La vida de Jean-Luc Lagarce, figura excepcional del teatro francés del siglo pasado, más representado que Moliere, estuvo signada por su brevedad: nació en 1957 y murió en 1995, de Sida. Fue director y dramaturgo y escribió alrededor de 25 obras, relatos, un libreto de ópera y un guión de cine.
Este autor no escribe textos literarios: plasma estructuras escénicas pentadimensionales; las mismas poseen las tres dimensiones del espacio, más la del tiempo y la presencia humana del público (el convivio). Esto no es lo habitual en Francia, donde el escritor dramático suele provenir de la literatura.

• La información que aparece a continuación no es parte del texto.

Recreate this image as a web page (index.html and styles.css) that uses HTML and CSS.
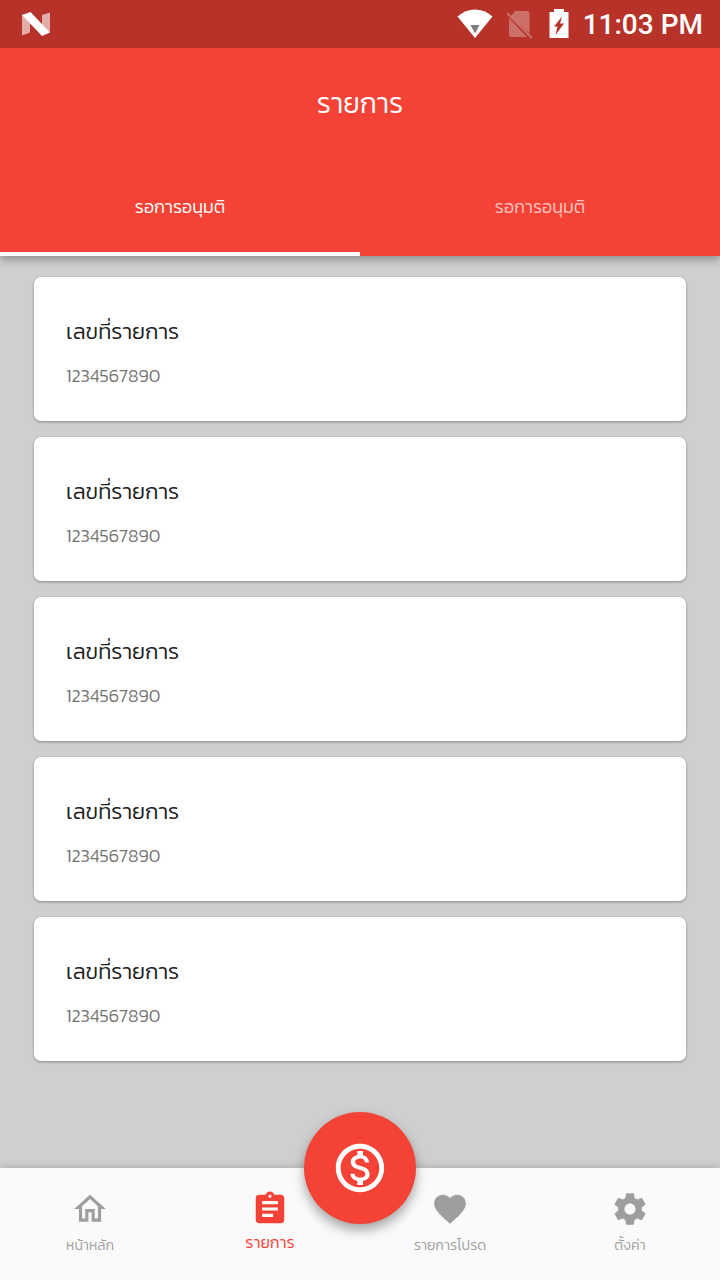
FILE: index.html
```html
<!DOCTYPE html>
<html lang="th">
<head>
<meta charset="utf-8">
<meta name="viewport" content="width=device-width, initial-scale=1">
<title>รายการ</title>
<link rel="stylesheet" href="styles.css">
</head>
<body>
<div class="app">
  <div class="status">
    <svg class="status-logo" width="30" height="26" viewBox="0 0 30 26" aria-hidden="true">
      <path d="M1 2v21.500l8-3V8z" fill="#fff" opacity=".6"/>
      <path d="M29 .5v20l-8-6V3z" fill="#fff" opacity=".6"/>
      <path d="M1 3l8.500-3L29 20.500 21 24z" fill="#fff"/>
    </svg>
    <div class="status-icons">
      <svg width="36" height="30" viewBox="0 0 36 30" aria-hidden="true">
        <path d="M.5 7.500C11-1.800 25-1.800 35.500 7.500L18 29z" fill="#fff"/>
        <path d="M13.500 16h9L18 24.500z" fill="#7d7f80"/>
      </svg>
      <svg width="28" height="30" viewBox="2 0 28 30" aria-hidden="true">
        <path d="M6 7l4-5h12a2.500 2.500 0 0 1 2.500 2.500V24.500zM4 9l18 19H6.500A2.500 2.500 0 0 1 4 25.500z" fill="#fff" opacity=".3"/>
        <path d="M2 4l25 25" fill="none" stroke="#fff" stroke-width="2" opacity=".3"/>
      </svg>
      <svg width="20" height="30" viewBox="0 0 20 30" aria-hidden="true">
        <path fill-rule="evenodd" d="M5 0h10v3h4.500V29H.5V3H5zM13 7.500L5 17.500h3.500L6.500 26 15 14.500h-4z" fill="#fff"/>
      </svg>
      <time class="clock">11:03 PM</time>
    </div>
  </div>

  <header class="header">
    <h1 class="title">รายการ</h1>
    <div class="tabs" role="tablist">
      <button class="tab tab-active" type="button" role="tab" aria-selected="true">รอการอนุมติ</button>
      <button class="tab" type="button" role="tab" aria-selected="false">รอการอนุมติ</button>
    </div>
  </header>

  <main class="content">
    <article class="card"><h2 class="card-title">เลขที่รายการ</h2><p class="card-text">1234567890</p></article>
    <article class="card"><h2 class="card-title">เลขที่รายการ</h2><p class="card-text">1234567890</p></article>
    <article class="card"><h2 class="card-title">เลขที่รายการ</h2><p class="card-text">1234567890</p></article>
    <article class="card"><h2 class="card-title">เลขที่รายการ</h2><p class="card-text">1234567890</p></article>
    <article class="card"><h2 class="card-title">เลขที่รายการ</h2><p class="card-text">1234567890</p></article>
  </main>

  <nav class="nav">
    <a class="nav-item" href="#home">
      <svg class="nav-icon" viewBox="0 0 24 24" aria-hidden="true"><path d="M12 5.690l5 4.500V18h-2v-6H9v6H7v-7.810l5-4.500M12 3L2 12h3v8h6v-6h2v6h6v-8h3L12 3z"/></svg>
      <span>หน้าหลัก</span>
    </a>
    <a class="nav-item nav-active" href="#list" aria-current="page">
      <svg class="nav-icon" viewBox="0 0 24 24" aria-hidden="true"><path d="M19 3h-4.180C14.400 1.840 13.300 1 12 1c-1.300 0-2.400.84-2.820 2H5c-1.100 0-2 .9-2 2v14c0 1.100.9 2 2 2h14c1.100 0 2-.9 2-2V5c0-1.100-.9-2-2-2zm-7 0c.55 0 1 .45 1 1s-.45 1-1 1-1-.45-1-1 .45-1 1-1zm2 14H7v-2h7v2zm3-4H7v-2h10v2zm0-4H7V7h10v2z"/></svg>
      <span>รายการ</span>
    </a>
    <a class="nav-item" href="#favorites">
      <svg class="nav-icon" viewBox="0 0 24 24" aria-hidden="true"><path d="M12 21.350l-1.450-1.320C5.400 15.360 2 12.280 2 8.500 2 5.420 4.420 3 7.500 3c1.740 0 3.410.81 4.500 2.090C13.090 3.810 14.760 3 16.500 3 19.580 3 22 5.420 22 8.500c0 3.780-3.400 6.860-8.550 11.540L12 21.350z"/></svg>
      <span>รายการโปรด</span>
    </a>
    <a class="nav-item" href="#settings">
      <svg class="nav-icon" viewBox="0 0 24 24" aria-hidden="true"><path d="M19.430 12.980c.04-.32.07-.64.07-.98s-.03-.66-.07-.98l2.110-1.650c.19-.15.24-.42.12-.64l-2-3.460c-.12-.22-.39-.3-.61-.22l-2.490 1c-.52-.4-1.080-.73-1.690-.98l-.38-2.650C14.460 2.180 14.250 2 14 2h-4c-.25 0-.46.18-.49.42l-.38 2.650c-.61.25-1.170.59-1.690.98l-2.490-1c-.23-.09-.49 0-.61.22l-2 3.460c-.13.22-.07.49.12.64l2.110 1.650c-.04.32-.07.65-.07.98s.03.66.07.98l-2.110 1.650c-.19.15-.24.42-.12.64l2 3.460c.12.22.39.3.61.22l2.490-1c.52.4 1.080.73 1.690.98l.38 2.650c.03.24.24.42.49.42h4c.25 0 .46-.18.49-.42l.38-2.650c.61-.25 1.170-.59 1.690-.98l2.490 1c.23.09.49 0 .61-.22l2-3.460c.12-.22.07-.49-.12-.64l-2.110-1.650zM12 15.500c-1.930 0-3.500-1.570-3.500-3.500s1.570-3.500 3.500-3.500 3.500 1.570 3.500 3.500-1.570 3.500-3.500 3.500z"/></svg>
      <span>ตั้งค่า</span>
    </a>
    <button class="fab" type="button" aria-label="ชำระเงิน">
      <svg class="fab-icon" viewBox="0 0 24 24" aria-hidden="true"><path d="M12 2C6.480 2 2 6.480 2 12s4.480 10 10 10 10-4.480 10-10S17.520 2 12 2zm0 18c-4.410 0-8-3.590-8-8s3.590-8 8-8 8 3.590 8 8-3.590 8-8 8zm.31-8.860c-1.770-.45-2.340-.94-2.340-1.670 0-.84.79-1.430 2.100-1.430 1.380 0 1.900.66 1.940 1.640h1.710c-.05-1.340-.87-2.570-2.490-2.970V5H10.900v1.690c-1.510.32-2.720 1.300-2.720 2.810 0 1.790 1.490 2.690 3.660 3.210 1.950.46 2.340 1.150 2.340 1.870 0 .53-.39 1.390-2.100 1.390-1.600 0-2.230-.72-2.320-1.640H8.040c.1 1.700 1.360 2.660 2.860 2.970V19h2.340v-1.670c1.520-.29 2.720-1.160 2.730-2.770-.01-2.200-1.900-2.960-3.660-3.420z"/></svg>
    </button>
  </nav>
</div>
</body>
</html>
```

FILE: styles.css
```css
* { box-sizing: border-box; }

body {
  margin: 0;
  font-family: Kanit, Prompt, "Noto Sans Thai", Lato, "Noto Sans", sans-serif;
  font-weight: 300;
}

.app {
  display: flex;
  flex-direction: column;
  min-height: 100vh;
  background: #cfcfcf;
}

.status {
  display: flex;
  align-items: center;
  justify-content: space-between;
  height: 48px;
  padding: 0 17px 0 21px;
  background: #b73229;
}

.status-logo { margin-top: 2px; }

.status-icons {
  display: flex;
  align-items: center;
  gap: 14px;
}

.clock {
  color: #fff;
  font: 500 28px/48px Roboto, sans-serif;
  padding-top: 2px;
}

.header {
  position: relative;
  background: #f44336;
  color: #fff;
  box-shadow: 0 4px 8px rgba(0, 0, 0, .3);
  clip-path: inset(0 0 -16px);
}

.title {
  margin: 0;
  padding-bottom: 2px;
  font-size: 28px;
  font-weight: 300;
  line-height: 110px;
  text-align: center;
}

.tabs { display: flex; }

.tab {
  flex: 1;
  height: 96px;
  padding: 0;
  border: 0;
  border-bottom: 4px solid transparent;
  background: none;
  color: rgba(255, 255, 255, .7);
  font: inherit;
  font-size: 18px;
}

.tab-active {
  border-bottom-color: #fff;
  color: #fff;
}

.content {
  flex: 1;
  display: flex;
  flex-direction: column;
  gap: 16px;
  padding: 21px 34px;
}

.card {
  padding: 35px 32px 31px;
  border-radius: 7px;
  background: #fff;
  box-shadow: 0 1px 3px rgba(0, 0, 0, .35);
}

.card-title {
  margin: 0;
  color: #212121;
  font-size: 22px;
  font-weight: 300;
  line-height: 40px;
}

.card-text {
  margin: 10px 0 0;
  color: #757575;
  font-size: 18px;
  line-height: 28px;
}

.nav {
  position: relative;
  display: flex;
  height: 112px;
  background: #fafafa;
  box-shadow: 0 0 8px rgba(0, 0, 0, .2);
}

.nav-item {
  flex: 1;
  display: flex;
  flex-direction: column;
  align-items: center;
  gap: 6px;
  padding-top: 22px;
  color: #9e9e9e;
  font-size: 14px;
  line-height: 24px;
  text-decoration: none;
}

.nav-active {
  gap: 2px;
  color: #f44336;
  font-size: 16px;
}

.nav-icon {
  width: 38px;
  height: 38px;
  fill: currentColor;
}

.fab {
  position: absolute;
  top: -56px;
  left: calc(50% - 56px);
  display: grid;
  place-items: center;
  width: 112px;
  height: 112px;
  padding: 0;
  border: 0;
  border-radius: 50%;
  background: #f44336;
  box-shadow: 0 6px 12px rgba(0, 0, 0, .35);
}

.fab-icon {
  width: 58px;
  height: 58px;
  fill: #fff;
}
```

El personaje central de esta obra, Louis, vuelve a la casa paterna luego de varios años de ausencia, dispuesto a anunciar su próxima muerte a su familia con “cuidado y precisión”, según explicita en un extenso monólogo inicial. Su propósito es enunciar ante ellos su final cercano e irremediable, en un tono tal como si él mismo lo estuviera decidiendo. El, su madre, su hermano, su hermana Suzanne y su cuñada han vivido alejados, comunicándose por tarjetas postales en ocasión de las fechas tradicionales de la familia: “cartas elípticas” las llaman los hermanos.
No es mucho lo que saben de él, hay vagas alusiones a una posible homosexualidad. Saben que –paradójicamente- su trabajo consiste en escribir, pero fuera de eso no lo conocen, ni siquiera saben dónde vive; la suya es una existencia más supuesta que real. Los reproches de los hermanos y la evocación que hace la madre de los tiempos casi felices de la familia, los ritos de lustrar y sacar el auto los domingos, son similares a los recuerdos del propio Lagarce en su autobiografía.

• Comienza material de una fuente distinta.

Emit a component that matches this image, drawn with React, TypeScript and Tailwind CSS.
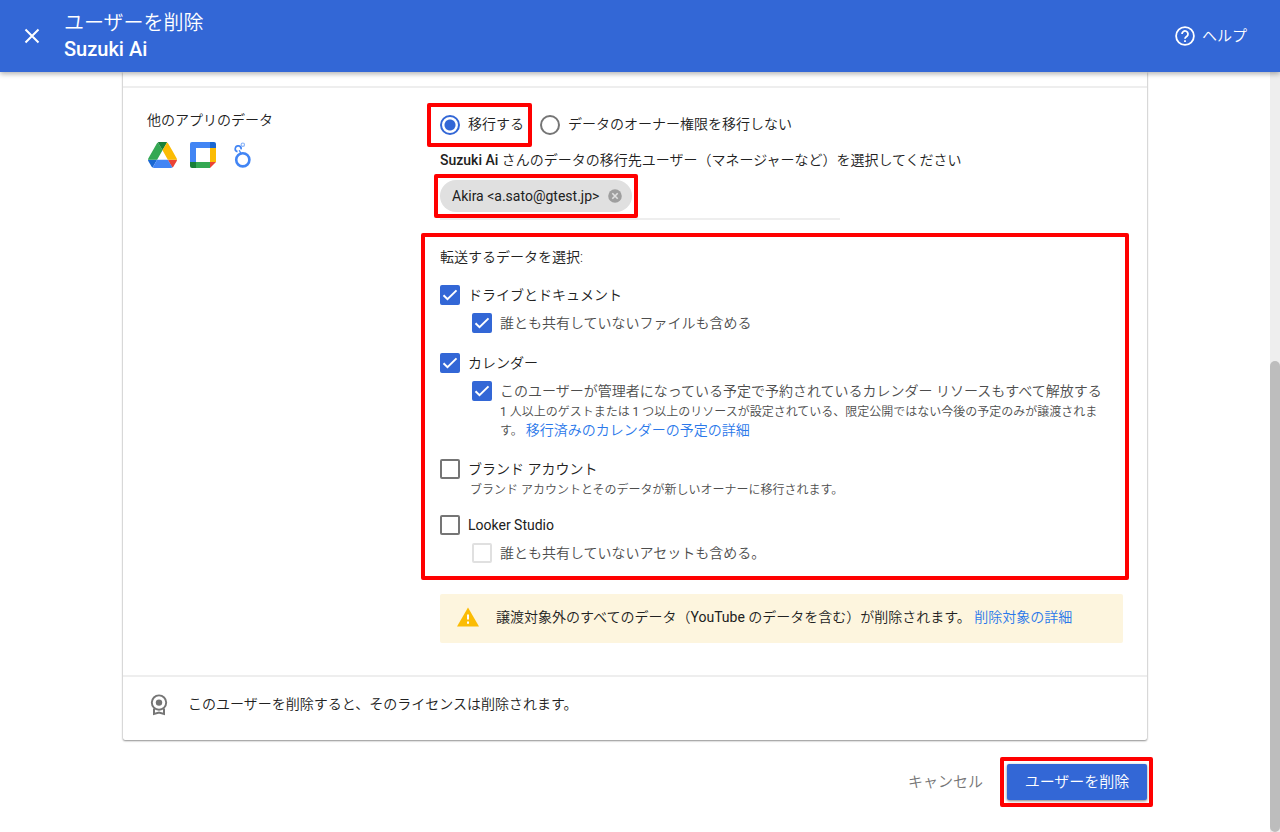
import React, { useState } from "react";

type CheckRowProps = {
  id: string;
  label: string;
  checked: boolean;
  onChange: () => void;
  sub?: boolean;
  latin?: boolean;
  disabled?: boolean;
};

const Highlight = ({ className }: { className: string }) => (
  <span
    aria-hidden="true"
    className={`pointer-events-none absolute rounded-xs border-4 border-[#ff0000] ${className}`}
  />
);

const CheckRow = ({ id, label, checked, onChange, sub, latin, disabled }: CheckRowProps) => (
  <div className={`flex h-7 items-center gap-2 ${sub ? "pl-8" : ""}`}>
    <span className="grid size-5 shrink-0">
      <input
        id={id}
        type="checkbox"
        checked={checked}
        disabled={disabled}
        onChange={onChange}
        className="col-start-1 row-start-1 size-5 appearance-none rounded-xs border-2 border-[#757575] checked:border-[#3367d6] checked:bg-[#3367d6] disabled:border-[#e0e0e0]"
      />
      {checked && (
        <svg
          viewBox="0 0 20 20"
          className="pointer-events-none col-start-1 row-start-1 size-5"
          fill="none"
          stroke="#fff"
          strokeWidth="2"
        >
          <path d="M3.5 10.2l4 4L16.5 5.4" />
        </svg>
      )}
    </span>
    <label
      htmlFor={id}
      className={`${sub ? "text-[#4d4d4d]" : "text-[#212121]"} ${latin ? "font-normal" : ""}`}
    >
      {label}
    </label>
  </div>
);

const DriveIcon = () => (
  <svg viewBox="0 0 87.3 78" className="h-[26px] w-[29px]">
    <path d="m6.6 66.85 3.85 6.65c.8 1.4 1.95 2.5 3.3 3.3l13.75-23.8h-27.5c0 1.55.4 3.1 1.2 4.5z" fill="#1967d2" />
    <path d="m43.65 25-13.75-23.8c-1.35.8-2.5 1.9-3.3 3.3l-25.4 44a9.06 9.06 0 0 0 -1.2 4.5h27.5z" fill="#34a853" />
    <path d="m73.55 76.8c1.35-.8 2.5-1.9 3.3-3.3l1.6-2.75 7.65-13.25c.8-1.4 1.2-2.95 1.2-4.5h-27.502l5.852 11.5z" fill="#ea4335" />
    <path d="m43.65 25 13.75-23.8c-1.35-.8-2.9-1.2-4.5-1.2h-18.5c-1.6 0-3.15.45-4.5 1.2z" fill="#188038" />
    <path d="m59.8 53h-32.3l-13.75 23.8c1.35.8 2.9 1.2 4.5 1.2h50.8c1.6 0 3.15-.45 4.5-1.2z" fill="#4285f4" />
    <path d="m73.4 26.5-12.7-22c-.8-1.4-1.95-2.5-3.3-3.3l-13.75 23.8 16.15 28h27.45c0-1.55-.4-3.1-1.2-4.5z" fill="#fbbc04" />
  </svg>
);

const CalendarIcon = () => (
  <svg viewBox="0 0 26 26" className="size-[26px]">
    <path d="M2 0h18v6H6v14H0V2a2 2 0 0 1 2-2z" fill="#4285f4" />
    <path d="M20 0h4a2 2 0 0 1 2 2v4h-6z" fill="#1967d2" />
    <path d="M20 6h6v14h-6z" fill="#fbbc04" />
    <path d="M6 20h14v6H6z" fill="#34a853" />
    <path d="M0 20h6v6H2a2 2 0 0 1-2-2z" fill="#188038" />
    <path d="M20 20h6l-6 6z" fill="#ea4335" />
  </svg>
);

const LookerIcon = () => (
  <svg viewBox="0 0 17 26" className="h-[26px] w-[17px]" fill="none" stroke="#4285f4">
    <circle cx="8.8" cy="17.8" r="6.6" strokeWidth="2.6" />
    <path d="M3.500 9.600A2.900 2.900 0 1 1 7 7.400" strokeWidth="1.7" />
    <path d="M5.200 8.200L6.800 11" strokeWidth="1.300" />
    <circle cx="8.800" cy="2.700" r="1.700" stroke="#8ab4f8" strokeWidth="1.200" />
  </svg>
);

const LicenseIcon = () => (
  <svg viewBox="0 0 18 22" className="h-[22px] w-[18px]">
    <circle cx="9" cy="8.6" r="7.2" fill="none" stroke="#757575" strokeWidth="1.9" />
    <circle cx="9" cy="8.6" r="3.2" fill="#757575" />
    <path d="M4 14.500V20l5-1.500L14 20v-5.500" fill="none" stroke="#757575" strokeWidth="2" />
  </svg>
);

const App = () => {
  const [mode, setMode] = useState("transfer");
  const [email, setEmail] = useState("");
  const [checks, setChecks] = useState<Record<string, boolean>>({
    drive: true,
    driveUnshared: true,
    calendar: true,
    calendarRelease: true,
    brand: false,
    looker: false,
    lookerUnshared: false,
  });

  const toggle = (key: string) => {
    setChecks(prev => ({ ...prev, [key]: !prev[key] }));
  };

  const modes = [
    { id: "transfer", label: "移行する" },
    { id: "keep", label: "データのオーナー権限を移行しない" },
  ];

  return (
    <div
      lang="ja"
      className="flex h-screen flex-col bg-white font-[Roboto,'Noto_Sans_CJK_JP',sans-serif] text-sm leading-5 font-[350] text-[#212121]"
    >
      <header className="z-10 flex h-[72px] shrink-0 items-center bg-[#3367d6] pr-[33px] pl-5 text-white shadow-[0_2px_5px_rgba(0,0,0,0.3)]">
        <button type="button" aria-label="閉じる" className="mr-5 size-6">
          <svg viewBox="0 0 24 24" className="size-6" stroke="currentColor" strokeWidth="2">
            <path d="M5.500 5.500l13 13M18.500 5.500l-13 13" />
          </svg>
        </button>
        <h1 className="flex-1 text-xl leading-[26px]">
          <span className="block font-[350]">ユーザーを削除</span>
          <span className="block font-medium">Suzuki Ai</span>
        </h1>
        <button type="button" className="flex items-center gap-[7px] text-[15px]">
          <svg viewBox="0 0 20 20" className="size-5" fill="none" stroke="currentColor" strokeWidth="1.8">
            <circle cx="10" cy="10" r="8.900" />
            <path d="M7 8a3 3 0 1 1 4.900 2.300C10.700 11.200 10 11.600 10 12.800" />
            <path d="M10 14.200v1.900" />
          </svg>
          ヘルプ
        </button>
      </header>

      <div className="flex min-h-0 flex-1">
        <main className="min-w-0 flex-1 overflow-hidden">
          <div className="mx-auto max-w-[1024px]">
            <div className="rounded-b-xs pt-[14px] shadow-[0_1px_2px_rgba(0,0,0,0.4),0_0_2px_rgba(0,0,0,0.2)]">
              <section className="flex border-y-2 border-[#eeeeee] px-6 pb-8">
                <div className="w-[293px] shrink-0 pt-[22px]">
                  <h2>他のアプリのデータ</h2>
                  <div className="mt-3 flex items-center gap-[13px] pl-px">
                    <DriveIcon />
                    <CalendarIcon />
                    <span className="pl-[5px]">
                      <LookerIcon />
                    </span>
                  </div>
                </div>

                <div className="min-w-0 flex-1 pt-[26px]">
                  <div className="flex gap-4">
                    {modes.map(item => (
                      <div key={item.id} className="relative flex items-center gap-2">
                        <input
                          id={item.id}
                          type="radio"
                          name="mode"
                          checked={mode === item.id}
                          onChange={() => setMode(item.id)}
                          className="size-5 appearance-none rounded-full border-2 border-[#757575] checked:border-[#3367d6] checked:bg-[radial-gradient(circle,#3367d6_5px,transparent_6px)]"
                        />
                        <label htmlFor={item.id} className="pb-0.5">
                          {item.label}
                        </label>
                        {item.id === "transfer" && (
                          <Highlight className="-top-[11px] -right-2 -bottom-[11px] -left-[13px]" />
                        )}
                      </div>
                    ))}
                  </div>

                  <p className="mt-[14px]">
                    <b className="font-medium">Suzuki Ai</b>{" "}
                    さんのデータの移行先ユーザー（マネージャーなど）を選択してください
                  </p>

                  <div className="mt-[10px] flex w-[400px] border-b-2 border-[#eeeeee] pb-[6px]">
                    <div className="relative flex h-8 items-center gap-[9px] rounded-full bg-[#e0e0e0] pr-[10px] pl-3">
                      <span className="font-normal">Akira &lt;a.sato@gtest.jp&gt;</span>
                      <button type="button" aria-label="Akira を削除">
                        <svg viewBox="0 0 14 14" className="size-[14px]">
                          <circle cx="7" cy="7" r="6.800" fill="#9e9e9e" />
                          <path d="M4.300 4.300l5.400 5.400M9.700 4.300l-5.400 5.400" stroke="#e0e0e0" strokeWidth="1.600" />
                        </svg>
                      </button>
                      <Highlight className="-inset-[6px]" />
                    </div>
                    <input
                      type="text"
                      aria-label="移行先ユーザー"
                      value={email}
                      onChange={e => setEmail(e.target.value)}
                      className="min-w-0 flex-1 px-2 outline-none"
                    />
                  </div>

                  <fieldset className="relative mt-[27px]">
                    <legend>転送するデータを選択:</legend>
                    <div className="mt-[14px]">
                      <CheckRow id="drive" label="ドライブとドキュメント" checked={checks.drive} onChange={() => toggle("drive")} />
                      <CheckRow sub id="driveUnshared" label="誰とも共有していないファイルも含める" checked={checks.driveUnshared} onChange={() => toggle("driveUnshared")} />
                    </div>
                    <div className="mt-3">
                      <CheckRow id="calendar" label="カレンダー" checked={checks.calendar} onChange={() => toggle("calendar")} />
                      <CheckRow
                        sub
                        id="calendarRelease"
                        label="このユーザーが管理者になっている予定で予約されているカレンダー リソースもすべて解放する"
                        checked={checks.calendarRelease}
                        onChange={() => toggle("calendarRelease")}
                      />
                      <p className="-mt-0.5 pr-2 pl-[60px] text-xs leading-[18px] text-[#4d4d4d]">
                        <span className="font-normal">1</span> 人以上のゲストまたは <span className="font-normal">1</span>{" "}
                        つ以上のリソースが設定されている、限定公開ではない今後の予定のみが譲渡されます。{" "}
                        <a href="#calendar-detail" className="text-sm leading-[18px] text-[#2a78ea]">
                          移行済みのカレンダーの予定の詳細
                        </a>
                      </p>
                    </div>
                    <div className="mt-[15px]">
                      <CheckRow id="brand" label="ブランド アカウント" checked={checks.brand} onChange={() => toggle("brand")} />
                      <p className="-mt-0.5 pl-[30px] text-xs leading-[18px] text-[#4d4d4d]">
                        ブランド アカウントとそのデータが新しいオーナーに移行されます。
                      </p>
                    </div>
                    <div className="mt-3">
                      <CheckRow latin id="looker" label="Looker Studio" checked={checks.looker} onChange={() => toggle("looker")} />
                      <CheckRow
                        sub
                        disabled={!checks.looker}
                        id="lookerUnshared"
                        label="誰とも共有していないアセットも含める。"
                        checked={checks.lookerUnshared}
                        onChange={() => toggle("lookerUnshared")}
                      />
                    </div>
                    <Highlight className="-top-[34px] -right-[6px] -bottom-[13px] -left-[19px]" />
                  </fieldset>

                  <div className="mt-[27px] flex h-[49px] items-center rounded-xs bg-[#fdf5de] px-4 pb-[3px]">
                    <svg viewBox="0 0 24 20" className="mr-4 h-5 w-6">
                      <path d="M12 0.500L23 19.500H1z" fill="#fbbc04" />
                      <path d="M12 7.500v5M12 14.500v2.200" stroke="#fff" strokeWidth="2" />
                    </svg>
                    <p>
                      譲渡対象外のすべてのデータ（<span className="font-normal">YouTube</span> のデータを含む）が削除されます。{" "}
                      <a href="#delete-detail" className="text-[#2a78ea]">
                        削除対象の詳細
                      </a>
                    </p>
                  </div>
                </div>
              </section>

              <section className="flex h-[63px] items-center gap-5 pb-[7px] pl-[27px]">
                <LicenseIcon />
                <p className="pb-0.5">このユーザーを削除すると、そのライセンスは削除されます。</p>
              </section>
            </div>

            <footer className="mt-6 flex justify-end gap-2 text-[15px]">
              <button type="button" className="h-9 px-4 text-[#757575]">
                キャンセル
              </button>
              <span className="relative">
                <button
                  type="button"
                  className="h-9 w-[140px] rounded-xs bg-[#3367d6] text-white shadow-[0_1px_3px_rgba(0,0,0,0.5)]"
                >
                  ユーザーを削除
                </button>
                <Highlight className="-top-[7px] -right-[6px] -bottom-[7px] -left-[7px]" />
              </span>
            </footer>
          </div>
        </main>
        <div aria-hidden="true" className="flex w-[10px] shrink-0 flex-col justify-end bg-[#eeeeee]">
          <div className="h-[62%] rounded-full bg-[#bdbdbd]" />
        </div>
      </div>
    </div>
  );
};

export default App;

Este Louis viene ahora a hablar con su familia pero, después de un diálogo con aristas absurdas, advierte que no puede romper la incomunicación, que lo no dicho durante todos esos años tiene un peso imposible de manejar. Lo único que puede, por tanto, es reflexionar sobre sus últimos días y ver todo por última vez, imaginar cómo se lo recordará quizás. Sin decir nada, como siempre.